The fragile ceasefire in the Persian Gulf has shattered. In the past 48 hours, both Washington and Tehran have conducted direct kinetic strikes against each other's assets. This is not a skirmish. This is a strategic pivot towards open confrontation. The threat vector has escalated from proxy warfare to direct state-on-state aggression.
At 0200 local time, a US Navy destroyer, the USS Cole, launched Tomahawk cruise missiles against an Iranian naval facility on the coast of Bandar Abbas. The facility housed dozens of small fast-attack craft, which Tehran has used for swarming tactics. The Pentagon’s target list was precise: it aimed to degrade Iran’s asymmetric naval capability without triggering a regional war. That calculus has failed.
Within six hours, Iran retaliated. A salvo of Shahab-3 medium-range ballistic missiles struck the al-Dhafra Air Base in the UAE, a hub for US F-35 operations. The base’s Patriot PAC-3 batteries achieved a 40% intercept rate, higher than expected but still inadequate. Two F-35s were damaged on the ground. US Central Command reports no casualties among personnel, but the message is clear: Iran can reach our hubs.

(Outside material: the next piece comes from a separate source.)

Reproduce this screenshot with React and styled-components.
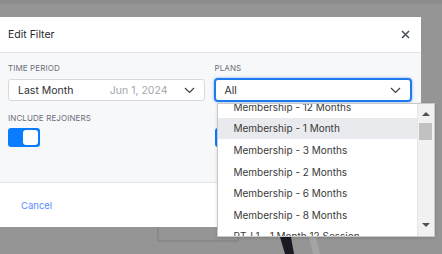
import styled, { createGlobalStyle } from 'styled-components'

const Global = createGlobalStyle`
body {
margin: 0;
font-family: "Inter", "Noto Sans", sans-serif;
}
`

const Page = styled.div`
position: relative;
width: 442px;
height: 254px;
overflow: hidden;
background-color: #959595;
padding-top: 17px;
box-sizing: border-box;
`

const Backdrop = styled.svg`
position: absolute;
left: 0;
top: 0;
`

const Modal = styled.div`
position: relative;
width: 421px;
background-color: #f7f8fa;
`

const Header = styled.div`
height: 35px;
display: flex;
align-items: center;
justify-content: space-between;
padding: 0 10px 0 8px;
background-color: white;
border-bottom: 1px solid #dfe2e6;
`

const Title = styled.div`
font-size: 10.5px;
color: #27272f;
`

const Close = styled.svg`
display: block;
margin-right: 1px;
`

const Body = styled.div`
display: grid;
grid-template-columns: 1fr 1fr;
column-gap: 10px;
padding: 10px 10px 35px 8px;
border-bottom: 1px solid #dfe2e6;
`

const Field = styled.div`
display: flex;
flex-direction: column;
margin-top: ${p => p.$top || 0}px;
`

const Label = styled.div`
font-size: 8px;
line-height: 10px;
color: #6a6f78;
letter-spacing: 0.1px;
margin-bottom: ${p => p.$gap}px;
`

const SelectWrap = styled.div`
position: relative;
`

const Select = styled.div`
height: 22px;
box-sizing: border-box;
display: flex;
align-items: center;
padding: 0 9px;
background-color: white;
border: 1px solid ${p => p.$focus ? '#1f7af0' : '#d6d9de'};
box-shadow: ${p => p.$focus ? '0 0 0 1px #1f7af0, 0 0 2px 2px rgba(31,122,240,0.25)' : 'none'};
border-radius: 3px;
font-size: 10.5px;
color: #2d2f33;
`

const Value = styled.span`
flex: 1;
`

const Hint = styled.span`
color: #a3a7ae;
margin-right: 16px;
`

const Toggle = styled.div`
width: 32px;
height: 19px;
box-sizing: border-box;
padding: 2px;
display: flex;
justify-content: flex-end;
background-color: #0a7cff;
border-radius: 3px;
`

const Knob = styled.div`
width: 15px;
height: 15px;
background-color: white;
border-radius: 3px;
`

const Footer = styled.div`
height: 44px;
display: flex;
align-items: center;
padding-left: 21px;
background-color: white;
`

const Cancel = styled.span`
font-size: 9.5px;
color: #5b8cff;
`

const Dropdown = styled.div`
position: absolute;
top: calc(100% + 2px);
left: 2px;
width: 218px;
height: 134px;
display: flex;
background-color: white;
border: 1px solid #c9c9c9;
box-sizing: border-box;
box-shadow: 0 1px 3px rgba(0,0,0,0.15);
z-index: 2;
`

const List = styled.div`
flex: 1;
overflow: hidden;
`

const Scrolled = styled.div`
margin-top: -8px;
`

const Option = styled.div`
height: 21.6px;
display: flex;
align-items: center;
padding-left: 16px;
font-size: 10px;
color: #3a3a3a;
white-space: nowrap;
background-color: ${p => p.$active ? '#e8eaed' : 'white'};
`

const Scrollbar = styled.div`
width: 16px;
display: flex;
flex-direction: column;
align-items: center;
background-color: #f1f1f1;
border-left: 1px solid #e6e6e6;
`

const Arrow = styled.div`
width: 0;
height: 0;
margin: ${p => p.$down ? 'auto 0 9px' : '8px 0 0'};
border-left: 4px solid transparent;
border-right: 4px solid transparent;
${p => p.$down ? 'border-top: 4px solid #505050;' : 'border-bottom: 4px solid #505050;'}
`

const Thumb = styled.div`
width: 13px;
height: 17px;
margin-top: 7px;
background-color: #c1c1c1;
`

const Chevron = () => (
  <svg width="11" height="7" viewBox="0 0 11 7">
    <path d="M1 1l4.5 4.5L10 1" fill="none" stroke="#3c3f44" strokeWidth="1.2" />
  </svg>
)

const plans = [
  'Membership - 12 Months',
  'Membership - 1 Month',
  'Membership - 3 Months',
  'Membership - 2 Months',
  'Membership - 6 Months',
  'Membership - 8 Months',
  'PT-L1 - 1 Month 12 Session',
]

export default function App() {
  return (
    <>
      <Global />
      <Page>
        <Backdrop width="442" height="254">
          <rect x="0" y="0" width="442" height="4" fill="#8c8c8c" />
          <rect x="158" y="200" width="80" height="41" fill="none" stroke="#868686" strokeWidth="1.5" />
          <path d="M280 237 L291 237 L294 254 L285 254 Z" fill="#1a1a24" />
          <path d="M309 237 L316 237 L320 254 L313 254 Z" fill="#a4a4a4" />
        </Backdrop>
        <Modal>
          <Header>
            <Title>Edit Filter</Title>
            <Close width="9" height="9" viewBox="0 0 9 9">
              <path d="M1 1l7 7M8 1l-7 7" stroke="#4a5060" strokeWidth="1.6" />
            </Close>
          </Header>
          <Body>
            <Field>
              <Label $gap={6}>TIME PERIOD</Label>
              <Select>
                <Value>Last Month</Value>
                <Hint>Jun 1, 2024</Hint>
                <Chevron />
              </Select>
            </Field>
            <Field>
              <Label $gap={6}>PLANS</Label>
              <SelectWrap>
                <Select $focus>
                  <Value>All</Value>
                  <Chevron />
                </Select>
                <Dropdown>
                  <List>
                    <Scrolled>
                      {plans.map((p, i) => (
                        <Option key={p} $active={i === 1}>{p}</Option>
                      ))}
                    </Scrolled>
                  </List>
                  <Scrollbar>
                    <Arrow />
                    <Thumb />
                    <Arrow $down />
                  </Scrollbar>
                </Dropdown>
              </SelectWrap>
            </Field>
            <Field $top={12}>
              <Label $gap={5}>INCLUDE REJOINERS</Label>
              <Toggle><Knob /></Toggle>
            </Field>
            <Field $top={12}>
              <Label $gap={5}>{'\u00a0'}</Label>
              <Toggle><Knob /></Toggle>
            </Field>
          </Body>
          <Footer>
            <Cancel>Cancel</Cancel>
          </Footer>
        </Modal>
      </Page>
    </>
  )
}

The ceasefire was already brittle. The original terms required Iran to halt enrichment above 3.67% and allow IAEA inspections in exchange for sanctions relief. Tehran breached both within weeks. The US responded by tightening the oil embargo. Iran then escalated by mining the Strait of Hormuz. The current strikes were the logical consequence of a failed diplomatic framework.
Key intelligence failures are now under review. First, the US underestimated Iran’s willingness to retaliate directly. Tehran had previously conducted strikes via proxies in Syria and Iraq. This is a departure from established patterns of behaviour. Second, the Patriot system’s performance against the Shahab-3 has exposed weaknesses in terminal phase interception. This is a readiness issue that will drive budget decisions for the next fiscal year.

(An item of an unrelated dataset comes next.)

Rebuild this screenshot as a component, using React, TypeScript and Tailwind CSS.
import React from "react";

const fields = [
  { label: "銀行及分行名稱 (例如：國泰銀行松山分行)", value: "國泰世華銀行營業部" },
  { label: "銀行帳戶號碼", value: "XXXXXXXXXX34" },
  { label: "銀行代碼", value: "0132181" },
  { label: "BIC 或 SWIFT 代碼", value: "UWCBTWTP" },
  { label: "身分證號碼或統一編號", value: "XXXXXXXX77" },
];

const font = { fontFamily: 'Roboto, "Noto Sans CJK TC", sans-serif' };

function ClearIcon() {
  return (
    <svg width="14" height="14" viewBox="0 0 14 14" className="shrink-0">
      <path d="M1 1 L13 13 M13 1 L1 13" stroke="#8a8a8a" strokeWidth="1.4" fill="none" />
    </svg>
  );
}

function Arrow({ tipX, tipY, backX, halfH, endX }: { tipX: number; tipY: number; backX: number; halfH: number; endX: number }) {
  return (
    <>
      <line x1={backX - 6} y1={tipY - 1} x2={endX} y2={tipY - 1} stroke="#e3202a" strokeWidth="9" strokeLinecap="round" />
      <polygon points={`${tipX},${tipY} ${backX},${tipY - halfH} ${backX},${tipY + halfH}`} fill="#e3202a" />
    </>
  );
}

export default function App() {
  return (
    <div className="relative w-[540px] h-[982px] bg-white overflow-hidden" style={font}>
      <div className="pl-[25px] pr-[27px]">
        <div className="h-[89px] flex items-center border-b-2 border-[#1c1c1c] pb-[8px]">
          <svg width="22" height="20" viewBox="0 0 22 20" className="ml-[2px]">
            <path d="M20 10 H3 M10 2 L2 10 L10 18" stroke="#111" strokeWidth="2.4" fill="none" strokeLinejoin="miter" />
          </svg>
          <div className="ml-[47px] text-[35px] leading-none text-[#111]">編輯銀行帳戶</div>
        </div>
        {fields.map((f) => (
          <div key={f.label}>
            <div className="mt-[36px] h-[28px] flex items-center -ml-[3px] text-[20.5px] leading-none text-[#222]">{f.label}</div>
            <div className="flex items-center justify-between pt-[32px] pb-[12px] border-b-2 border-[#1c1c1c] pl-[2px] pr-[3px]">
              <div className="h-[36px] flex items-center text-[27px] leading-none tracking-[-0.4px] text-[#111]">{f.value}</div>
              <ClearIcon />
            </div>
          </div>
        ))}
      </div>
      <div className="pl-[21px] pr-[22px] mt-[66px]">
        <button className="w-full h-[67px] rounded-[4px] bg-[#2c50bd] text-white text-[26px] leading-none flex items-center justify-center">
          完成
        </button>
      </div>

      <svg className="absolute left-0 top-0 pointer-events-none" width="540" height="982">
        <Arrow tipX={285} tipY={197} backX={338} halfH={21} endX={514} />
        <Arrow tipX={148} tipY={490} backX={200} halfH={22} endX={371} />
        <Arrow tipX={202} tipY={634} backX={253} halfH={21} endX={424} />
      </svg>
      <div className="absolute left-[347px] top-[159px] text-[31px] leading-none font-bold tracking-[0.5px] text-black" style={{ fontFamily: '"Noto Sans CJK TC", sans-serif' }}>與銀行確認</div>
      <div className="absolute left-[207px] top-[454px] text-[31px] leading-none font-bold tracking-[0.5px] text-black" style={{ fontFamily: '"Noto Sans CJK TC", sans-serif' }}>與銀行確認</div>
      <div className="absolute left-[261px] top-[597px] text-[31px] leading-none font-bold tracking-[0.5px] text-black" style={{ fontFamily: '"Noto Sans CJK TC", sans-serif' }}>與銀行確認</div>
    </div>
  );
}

Logistically, the US Fifth Fleet is now operating under active fire control radar restrictions. Every surface asset in the Gulf is at high alert. Iran’s anti-ship missiles, including the Noor and the more advanced Khalij Fars, are positioned along the coast. A single successful hit on a carrier could inflict a catastrophic blow to morale and strategic flexibility. The US Navy must relocate its carrier strike group outside the 1,500-kilometre exclusion zone Iran has declared.
Cyber warfare has also played a silent role. Hours before the Tomahawk launch, Iranian cyber units targeted the US Naval Networks. They successfully exfiltrated unclassified maintenance schedules for the carrier USS Abraham Lincoln. This is not a breach of combat data but it reveals a recon pattern. Iran is mapping our logistics. They are preparing for a protracted engagement.
Hostile state actors are watching. Russia has condemned the US strikes but offered no material support to Iran. China has called for restraint while importing Iranian oil through front companies. Both see this as an opportunity to bleed US resources in a theatre of exhaustion.
The question now is whether this exchange is a calibrated escalation or the prelude to a full-scale war. If either side miscalculates, the entire Gulf will burn. The next 72 hours are critical. Every intelligence asset must focus on Iranian launch batteries and US naval movements. Prepare for a second wave.